Namor: Aside from his Leisure Suit Larry costume and his letting a little bitch like Cyclops tell him what to do, the only interesting aspect of this team. I hope he fucks Emma while Scott and not-Jean watches.

Am I the only person who looks at a team like that, and thinks of Saved by the Bell: The New Class? Did you know that at seven seasons, that show ran almost twice as long as the old class? I only just found that out on IMDb. I can't name any of those actors, and I'm certain I never saw a single episode. Okay, maybe this is more like ER. After so many seasons, all the guys you like are long gone, and the ones left have been thoroughly exhausted as characters through countless arcs of life/death/marriage/divorce/entire seasons being a dream. I should have referenced "jumping the shark" and the later seasons of Happy Days, right? Damn it, I totally had that set up earlier in the review. I blow.
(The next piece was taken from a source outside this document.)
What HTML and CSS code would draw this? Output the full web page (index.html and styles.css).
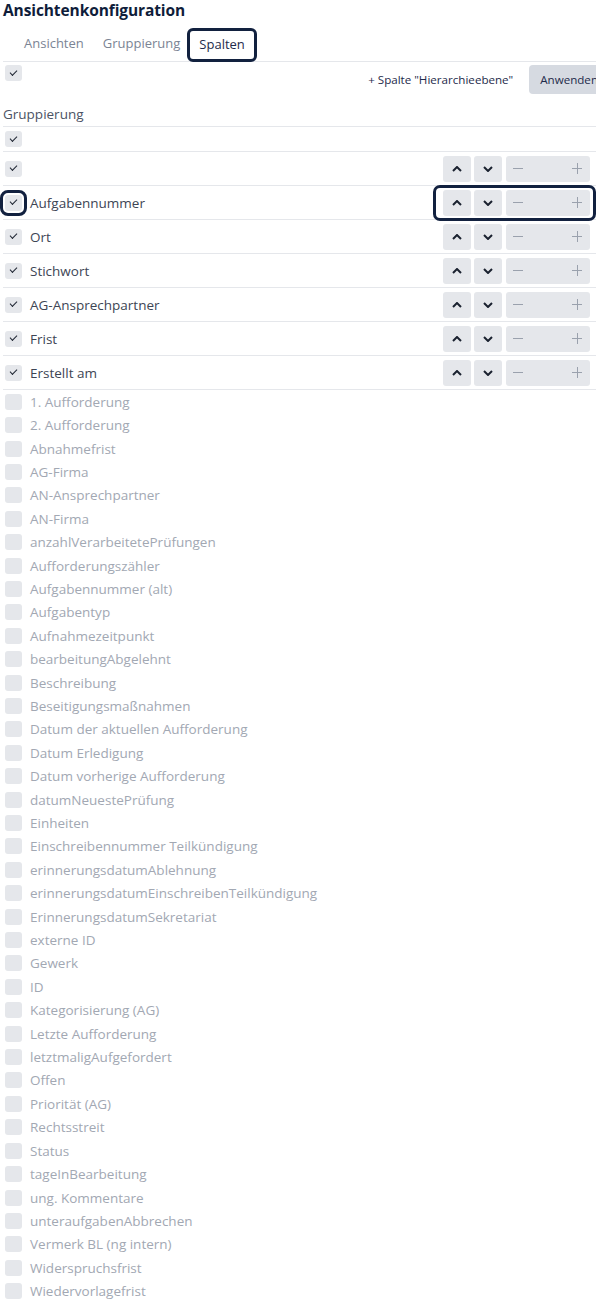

Moving on, the new team spends pages talking about how the reason they exist is to swing the mutant dick around, and they even try to have Cyclops play Billy Badass by mocking Wolverine's starting a new school. Actually, that is kind of wimpy. Fucking neuterboy Wolverine. I do remember when he used to be cool. Ended sometime around Kitty Pryde and Wolverine. Anyway, on page thirteen a Celestial poses a threat, and a team member with one of those powers that insures it won't matter loses a limb. It's all really dull (I did mention the Celestial,) so I didn't care that it lasted twenty-seven pages with a final spread that just made me shrug. Kieron Gillen has done work that's gotten him some hype, but I don't see it here. Carlos Pacheco now draws in a style reminiscent of Paul Smith, which means he's way better and more graceful now. Still, I don't do not can't give two shits in such a potent manner. If "meh" were a liquid, I'd be swimming in it. It'd probably be brown. No, gray. Definitely gray.